* [Task instructions]
Check each line for the string "this". Give only the count of lines that have it.

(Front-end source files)
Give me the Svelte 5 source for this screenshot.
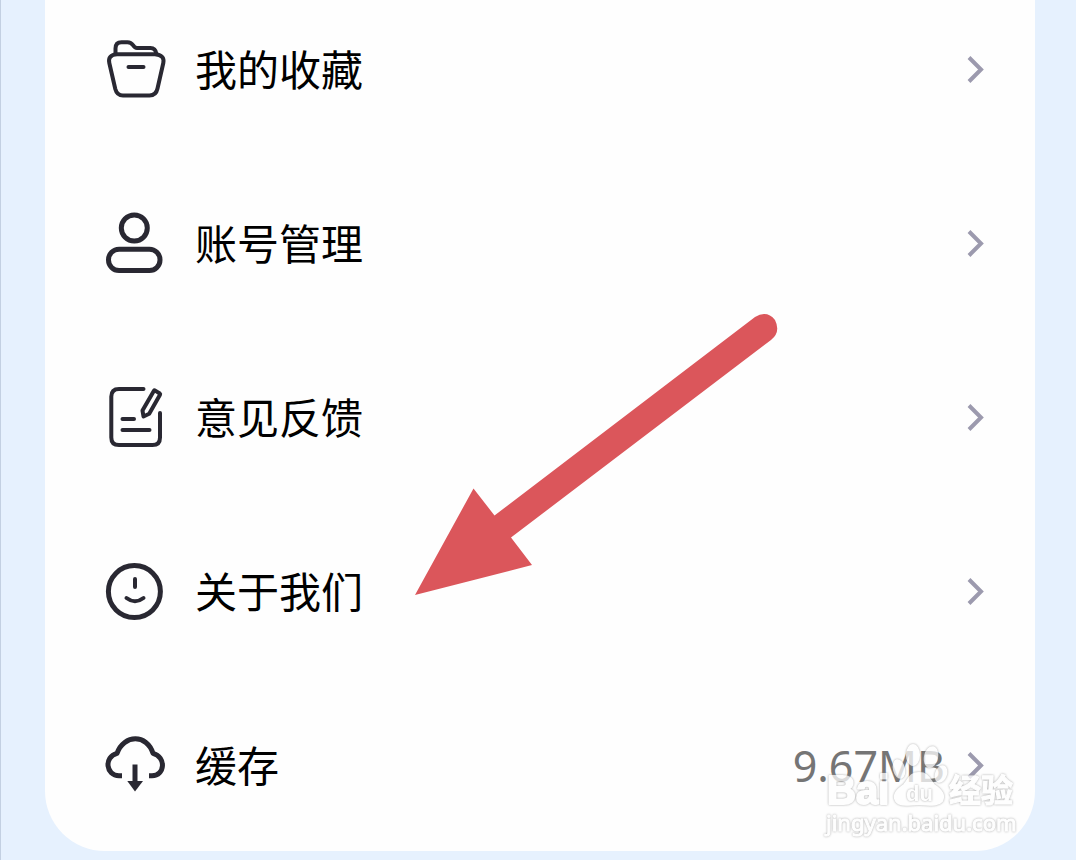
<script>
  const items = [
    { icon: 'folder', label: '我的收藏' },
    { icon: 'user', label: '账号管理' },
    { icon: 'feedback', label: '意见反馈' },
    { icon: 'smile', label: '关于我们' },
    { icon: 'cloud', label: '缓存', value: '9.67MB' }
  ];
</script>

<main>
  <nav class="card">
    {#each items as item}
      <button class="row" type="button">
        <svg class="icon" viewBox="0 0 60 60" aria-hidden="true">
          {#if item.icon === 'folder'}
            <path d="M10.5 14V8.5Q10.500 2.200 16.500 2.200H22.500Q26 2.200 28 5.200Q29.800 8 32 8H45.500Q50.500 8 51.500 14" />
            <path d="M12 14.300H50Q60 15 58.300 23L52.500 48.500Q51 55.500 44.500 55.500H18Q12 55.500 10.300 49L4.300 23Q2.500 15 12 14.300Z" />
            <path d="M23.500 27H38.500" />
          {:else if item.icon === 'user'}
            <circle cx="29.3" cy="14" r="13" />
            <rect x="3.5" y="35.200" width="51.500" height="21.300" rx="10.600" />
          {:else if item.icon === 'feedback'}
            <path d="M38.500 .9H14Q6.300 .9 6.300 8.600V49.400Q6.300 57 14 57H47.500Q55 57 55 49.400V25" />
            <path d="M50.200 2.600L54.800 5.500Q55.400 6 55 6.700L44.200 25.800L38.500 28.500L37.500 22.600L48.800 2.900Q49.400 2.100 50.200 2.600Z" />
            <path d="M17.500 31H29M17.500 42H44.500" />
          {:else if item.icon === 'smile'}
            <circle cx="29.400" cy="29.600" r="26" />
            <path d="M30 17V25M21.500 36Q30 42.500 38.500 36" />
          {:else}
            <path class="butt" d="M17 39.700H14C1 39.700-1.500 21 12 17.300C19-2 42-2 48 17.300C61.500 21 60 39.700 47 39.700H44" />
            <path class="butt" d="M30 28.500V46" />
            <path class="solid" d="M22.300 45H38L30 55.500Z" />
          {/if}
        </svg>
        <span class="label">{item.label}</span>
        {#if item.value}<span class="value">{item.value}</span>{/if}
        <svg class="chevron" viewBox="0 0 20 30" aria-hidden="true"><path d="M4 2.500L16 14.500L4 26.500" /></svg>
      </button>
    {/each}
    <svg class="pointer" viewBox="0 0 364 282" aria-hidden="true">
      <path d="M0 281L58.500 174.500L79.500 201.500L340 3Q352-4 360 6Q366 18 356 26L96 223.500L117 251Z" />
    </svg>
    <svg class="watermark" viewBox="0 0 200 100" aria-hidden="true">
      <g class="outlined">
        <ellipse cx="93" cy="15" rx="6" ry="10" />
        <ellipse cx="111" cy="17" rx="6" ry="10" transform="rotate(12 111 17)" />
        <ellipse cx="79" cy="29" rx="5" ry="9" transform="rotate(-14 79 29)" />
        <ellipse cx="121" cy="34" rx="5" ry="8" transform="rotate(20 121 34)" />
      </g>
      <g class="outlined">
        <path d="M99 33C89 33 89 40 84 45C75 51 73 56 76 61C80 67 90 64 99 64C108 64 117 67 122 61C125 55 122 50 114 45C109 40 109 33 99 33Z" />
        <text class="brand" x="7" y="64">Bai</text>
        <text class="cn" x="129" y="62">经验</text>
        <text class="url" x="6" y="91">jingyan.baidu.com</text>
      </g>
      <text class="du" x="86" y="61">du</text>
    </svg>
  </nav>
</main>

<style>
  :global(body) { margin: 0; background: #e6f1fe; }
  main {
    min-height: 100vh;
    box-sizing: border-box;
    padding: 0 41px 9px 44px;
    border-left: 1px solid #c3d0e2;
    font-family: "Noto Sans", "Noto Sans CJK SC", sans-serif;
  }
  .card {
    position: relative;
    display: flex;
    flex-direction: column;
    gap: 114px;
    padding: 40px 50px 55px 60px;
    background: #fefefe;
    border-radius: 0 0 60px 60px;
  }
  .row {
    display: flex;
    align-items: center;
    height: 60px;
    padding: 0;
    border: 0;
    background: none;
    font: inherit;
    font-size: 42px;
    line-height: 60px;
    color: #000;
    text-align: left;
    cursor: pointer;
  }
  .icon {
    width: 60px;
    height: 60px;
    margin-right: 30px;
    overflow: visible;
    fill: none;
    stroke: #292832;
    stroke-width: 4;
    stroke-linecap: round;
    stroke-linejoin: round;
  }
  .icon circle, .icon rect { stroke-width: 5; }
  .icon .butt { stroke-width: 5; stroke-linecap: butt; }
  .icon .solid { fill: #292832; stroke: none; }
  .label {
    flex: 1;
    padding-bottom: 4px;
    font-family: "Noto Sans CJK SC", sans-serif;
  }
  .value { color: #757575; margin-right: 20px; font-size: 43px; }
  .chevron {
    width: 20px;
    height: 30px;
    fill: none;
    stroke: #9c9aae;
    stroke-width: 4;
  }
  .pointer {
    position: absolute;
    left: 370px;
    top: 314px;
    width: 364px;
    height: 282px;
    fill: #db565b;
    pointer-events: none;
  }
  .watermark {
    position: absolute;
    right: 15px;
    bottom: 11px;
    width: 200px;
    height: 100px;
    opacity: .75;
    pointer-events: none;
  }
  .outlined {
    fill: #fff;
    stroke: #fff;
    stroke-width: 2;
    stroke-linejoin: round;
    filter: drop-shadow(0 0 1px #909090);
  }
  .brand { font: bold 40px "Liberation Sans", sans-serif; }
  .cn { font: bold 32px "Noto Sans CJK SC", sans-serif; stroke-width: 1; }
  .url { font: 22px "Noto Sans", sans-serif; stroke-width: 1; }
  .du {
    font: bold 22px "Liberation Sans", sans-serif;
    fill: #fff;
    filter: drop-shadow(0 0 1px #909090);
  }
</style>
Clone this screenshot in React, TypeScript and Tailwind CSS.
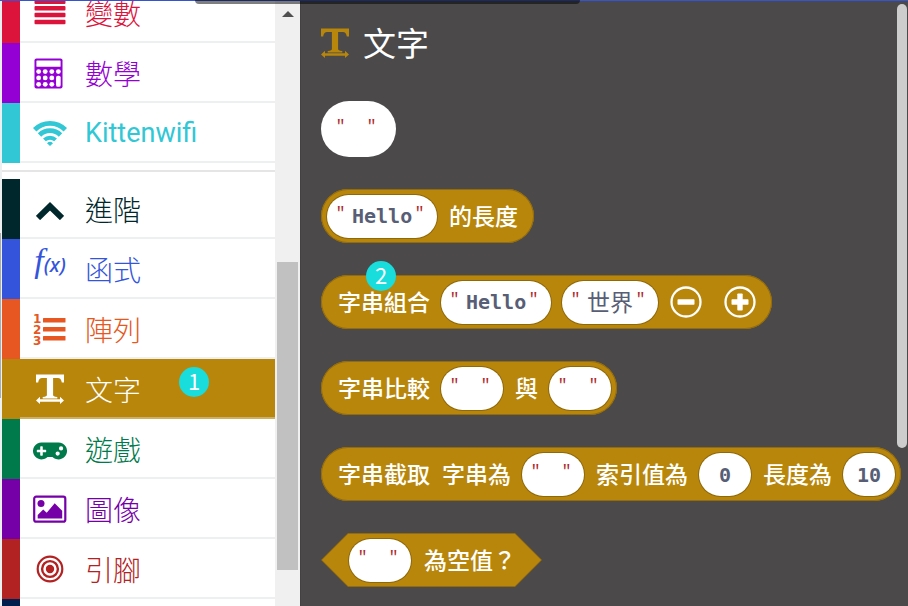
import type { ReactNode } from "react";
import { FaGamepad } from "react-icons/fa";

const sans = "font-['Roboto','Noto_Sans_CJK_TC',sans-serif]";

function MenuIcon() {
  return (
    <svg viewBox="0 0 32 32" className="size-8" fill="currentColor">
      <rect x="0.5" y="2.5" width="31" height="4.5" rx="1" />
      <rect x="0.5" y="8.9" width="31" height="4.5" rx="1" />
      <rect x="0.5" y="15.8" width="31" height="4.5" rx="1" />
      <rect x="0.5" y="22.7" width="31" height="4.5" rx="1" />
    </svg>
  );
}

function CalculatorIcon() {
  return (
    <svg viewBox="0 0 30 32" className="mr-1 h-[31px] w-[29px]">
      <rect x="0.5" y="0.5" width="29" height="31" rx="2" fill="currentColor" />
      <rect x="2.5" y="2.5" width="25" height="6.5" rx="0.6" fill="white" />
      {[14, 20.6, 27.2].map((y) =>
        [4.8, 11.6, 18.4].map((x) => <circle key={`${x}-${y}`} cx={x} cy={y} r="2.5" fill="white" />),
      )}
      <circle cx="25.2" cy="14" r="2.5" fill="white" />
      <rect x="22.8" y="18.2" width="4.8" height="11.6" rx="2" fill="white" />
    </svg>
  );
}

function WifiIcon() {
  return (
    <svg viewBox="0 0 34 25" className="h-[25px] w-[34px]" fill="none" stroke="currentColor" strokeWidth="4.8">
      <path d="M1.700 8.800a21.500 21.500 0 0 1 30.600 0" />
      <path d="M6.500 14a14.800 14.800 0 0 1 21 0" />
      <path d="M11.400 18.900a8.200 8.200 0 0 1 11.200 0" strokeWidth="4" />
      <path d="M14 22.200a4.400 4.400 0 0 1 6 0l-3 2.800z" fill="currentColor" stroke="none" />
    </svg>
  );
}

function ChevronIcon() {
  return (
    <svg viewBox="0 0 28 18" className="mt-1 h-[18px] w-7" fill="none" stroke="currentColor" strokeWidth="6">
      <path d="M2 16 14 4.300 26 16" />
    </svg>
  );
}

function FunctionIcon() {
  return (
    <span className="flex items-end pb-4 italic">
      <span className="font-['Liberation_Serif',serif] text-[34px] leading-8">f</span>
      <span className="font-['Noto_Sans',sans-serif] text-xl leading-6 font-medium">(x)</span>
    </span>
  );
}

function NumberedListIcon() {
  return (
    <svg viewBox="0 0 32 32" className="size-8 overflow-visible" fill="currentColor">
      <g className="font-['DejaVu_Sans',sans-serif] text-[12px] font-bold">
        <text x="-1" y="9.500">1</text>
        <text x="-1" y="20.500">2</text>
        <text x="-1" y="31.500">3</text>
      </g>
      <rect x="9" y="5" width="22.500" height="4.400" rx="0.500" />
      <rect x="9" y="14" width="22.500" height="4.400" rx="0.500" />
      <rect x="9" y="23" width="22.500" height="4.400" rx="0.500" />
    </svg>
  );
}

function TextIcon() {
  return (
    <svg viewBox="0 0 28 30" className="h-[30px] w-7" fill="currentColor">
      <path d="M0 0.500h28v8h-2.200c-.5-3.200-1.600-4.500-4.800-4.500h-3.900v17c0 1.200 1 1.600 4.200 2v1.500H6.700V23c3.200-.4 4.200-.8 4.200-2V4H7c-3.200 0-4.300 1.300-4.800 4.500H0z" />
      <path d="M0 26.500 4 22.800v2.500h20v-2.500l4 3.700-4 3.500v-2.300H4V30z" />
    </svg>
  );
}

function PictureIcon() {
  return (
    <svg viewBox="0 0 34 28" className="h-7 w-[34px]" fill="currentColor">
      <rect x="1.200" y="1.700" width="31.100" height="25" rx="2" fill="none" stroke="currentColor" strokeWidth="2.200" />
      <circle cx="8" cy="8.500" r="3.500" />
      <path d="M4.700 23.500v-3.500l5.500-5.500 3.500 3.300 8-9.500 7.500 7.500v7.700z" />
    </svg>
  );
}

function TargetIcon() {
  return (
    <svg viewBox="0 0 28 28" className="size-7" fill="none" stroke="currentColor">
      <circle cx="14" cy="14" r="12.300" strokeWidth="2.200" />
      <circle cx="14" cy="14" r="7.900" strokeWidth="2.400" />
      <circle cx="14" cy="14" r="4.200" fill="currentColor" stroke="none" />
    </svg>
  );
}

type Category = { label: string; icon: ReactNode; row: string; text: string };

const basic: Category[] = [
  { label: "變數", icon: <MenuIcon />, row: "border-[#dc143c]", text: "text-[#dc143c]" },
  { label: "數學", icon: <CalculatorIcon />, row: "border-[#9400d3]", text: "text-[#9400d3]" },
  { label: "Kittenwifi", icon: <WifiIcon />, row: "border-[#31c7d5]", text: "text-[#31c7d5]" },
];

const advanced: Category[] = [
  { label: "進階", icon: <ChevronIcon />, row: "border-[#00272b]", text: "text-[#00272b]" },
  { label: "函式", icon: <FunctionIcon />, row: "border-[#3455db]", text: "text-[#3455db]" },
  { label: "陣列", icon: <NumberedListIcon />, row: "border-[#e65722]", text: "text-[#e65722]" },
  { label: "文字", icon: <TextIcon />, row: "border-[#b8860b] bg-[#b8860b]", text: "text-white" },
  { label: "遊戲", icon: <FaGamepad className="mt-1 size-[34px]" />, row: "border-[#007a4b]", text: "text-[#007a4b]" },
  { label: "圖像", icon: <PictureIcon />, row: "border-[#7600a8]", text: "text-[#7600a8]" },
  { label: "引腳", icon: <TargetIcon />, row: "border-[#b22222]", text: "text-[#b22222]" },
  { label: "", icon: null, row: "border-[#001f4d]", text: "" },
];

function Badge({ children, place }: { children: ReactNode; place: string }) {
  return (
    <span
      className={`absolute flex size-[30px] items-center justify-center rounded-full bg-[#19dcdc] pb-1 font-['Noto_Sans_CJK_TC',sans-serif] text-[22px] leading-7 font-normal text-white ${place}`}
    >
      {children}
    </span>
  );
}

function CategoryRow({ item }: { item: Category }) {
  const latin = /[a-z]/.test(item.label);
  return (
    <li className={`relative h-[60px] border-l-[18px] ${item.row}`}>
      <button
        type="button"
        className={`flex h-[60px] w-full items-center border-b-2 text-left leading-10 ${item.text} ${
          item.label === "文字" ? "border-[#ecf0f1]/40" : "border-[#ecf0f1]"
        }`}
      >
        <span className="flex w-[60px] shrink-0 items-center justify-center pt-0.5">{item.icon}</span>
        <span className={latin ? "pt-0.5 pl-[5px] text-[27px] font-normal" : "pt-2 pl-[5px] text-[28px] font-light"}>
          {item.label}
        </span>
      </button>
      {item.label === "文字" && <Badge place="top-2 left-[159px]">1</Badge>}
    </li>
  );
}

function Quote() {
  return (
    <span className="mb-2 h-6 w-[13px] text-center font-['Liberation_Mono',monospace] text-base leading-7 text-[#b02a2a]">
      "
    </span>
  );
}

function TextField({ value = "", label, width = "w-3", bare = false }: { value?: string; label: string; width?: string; bare?: boolean }) {
  return (
    <span
      className={`flex items-center rounded-full bg-white ${
        bare ? "h-14 pr-[18px] pl-[13px]" : "-ml-px h-[43px] pr-[11px] pl-[7px] shadow-[0_0_0_1px_#8f6808]"
      }`}
    >
      <Quote />
      <input
        aria-label={label}
        defaultValue={value}
        className={`mr-px ml-[5px] bg-transparent font-['DejaVu_Sans_Mono','Noto_Sans_CJK_TC',monospace] text-[#575e75] outline-none ${
          /[A-Za-z]/.test(value) ? "text-xl font-bold" : "pt-0.5 text-[23px] font-normal"
        } ${width}`}
      />
      <Quote />
    </span>
  );
}

function NumberField({ value, label }: { value: string; label: string }) {
  return (
    <input
      aria-label={label}
      defaultValue={value}
      className="-ml-px h-[43px] w-[52px] rounded-full bg-white pt-0.5 text-center font-['DejaVu_Sans_Mono',monospace] text-xl font-bold text-[#575e75] shadow-[0_0_0_1px_#8f6808] outline-none"
    />
  );
}

function Label({ children }: { children: ReactNode }) {
  return <span className="relative pt-1 leading-8">{children}</span>;
}

function Block({ children, pad }: { children: ReactNode; pad: string }) {
  return (
    <div
      className={`relative flex h-[54px] w-max items-center gap-3 rounded-full bg-[#b8860b] text-[23px] font-medium whitespace-nowrap text-white shadow-[inset_0_0_0_1px_#936b09] ${pad}`}
    >
      {children}
    </div>
  );
}

function RoundButton({ plus = false }: { plus?: boolean }) {
  return (
    <button type="button" aria-label={plus ? "+" : "-"} className="size-8">
      <svg viewBox="0 0 32 32" className="size-8">
        <circle cx="16" cy="16" r="14.500" fill="none" stroke="white" strokeWidth="2.300" />
        <rect x="7.500" y="13.300" width="17" height="5.400" rx="0.800" fill="white" />
        {plus && <rect x="13.300" y="7.500" width="5.400" height="17" rx="0.800" fill="white" />}
      </svg>
    </button>
  );
}

export default function App() {
  return (
    <div className={`relative flex h-screen overflow-hidden bg-[#ecf0f1] pl-0.5 ${sans}`}>
      <nav className="flex w-[298px] shrink-0 bg-white">
        <div className="-mt-[17px] w-[273px] shrink-0">
          <ul>
            {basic.map((item) => (
              <CategoryRow key={item.label} item={item} />
            ))}
          </ul>
          <hr className="mt-[7px] mb-[7px] border-t-2 border-[#e5e5e5]" />
          <ul>
            {advanced.map((item) => (
              <CategoryRow key={item.label} item={item} />
            ))}
          </ul>
        </div>
        <div className="flex flex-1 flex-col items-center bg-[#f0f0f0] pt-[11px]">
          <svg viewBox="0 0 12 6" className="h-1.5 w-3" fill="#505050">
            <path d="M0 6 6 0l6 6z" />
          </svg>
          <div className="mt-[245px] h-[308px] w-[21px] bg-[#c1c1c1]" />
        </div>
      </nav>

      <main className="flex min-w-0 flex-1 flex-col gap-8 border-l border-[#434141] bg-[#4b4949] pl-5">
        <h1 className="mt-5 mb-[3px] flex h-[46px] items-center gap-3.5 text-[33px] leading-[46px] font-normal text-white">
          <span className="text-[#b8860b]">
            <TextIcon />
          </span>
          <span className="pt-[3px]">文字</span>
        </h1>
        <div className="flex">
          <TextField label="文字" bare />
        </div>
        <Block pad="pl-[7px] pr-4">
          <TextField value="Hello" label="的長度" width="w-[60px]" />
          <Label>的長度</Label>
        </Block>
        <Block pad="pl-[17px] pr-4">
          <Label>字串組合</Label>
          <TextField value="Hello" label="字串一" width="w-[60px]" />
          <TextField value="世界" label="字串二" width="w-[46px]" />
          <RoundButton />
          <span className="flex pl-2.5">
            <RoundButton plus />
          </span>
          <Badge place="-top-3.5 left-[45px]">2</Badge>
        </Block>
        <Block pad="pl-[17px] pr-1.5">
          <Label>字串比較</Label>
          <TextField label="字串比較" />
          <Label>與</Label>
          <TextField label="與" />
        </Block>
        <Block pad="pl-[17px] pr-1.5">
          <Label>字串截取</Label>
          <Label>字串為</Label>
          <TextField label="字串為" />
          <Label>索引值為</Label>
          <NumberField value="0" label="索引值為" />
          <Label>長度為</Label>
          <NumberField value="10" label="長度為" />
        </Block>
        <div className="relative flex h-[54px] w-max items-center gap-[13px] bg-[#936b09] pr-[26px] pl-[29px] text-[23px] font-medium whitespace-nowrap text-white [clip-path:polygon(27px_0,calc(100%-27px)_0,100%_50%,calc(100%-27px)_100%,27px_100%,0_50%)]">
          <span className="absolute inset-px bg-[#b8860b] [clip-path:polygon(26px_0,calc(100%-26px)_0,100%_50%,calc(100%-26px)_100%,26px_100%,0_50%)]" />
          <span className="relative">
            <TextField label="為空值" />
          </span>
          <Label>為空值？</Label>
        </div>
      </main>

      <div className="absolute top-1 right-px h-[444px] w-2.5 rounded-full bg-[#cdcdcd]" />
      <div className="absolute inset-x-0 top-0 h-px bg-[#3454d1]" />
      <div className="absolute top-0 left-[195px] h-1 w-[385px] rounded-b-[12px] bg-black/50" />
      <div className="absolute top-[233px] left-0 h-[165px] w-px bg-[#a9adae]" />
    </div>
  );
}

* [Answer]
2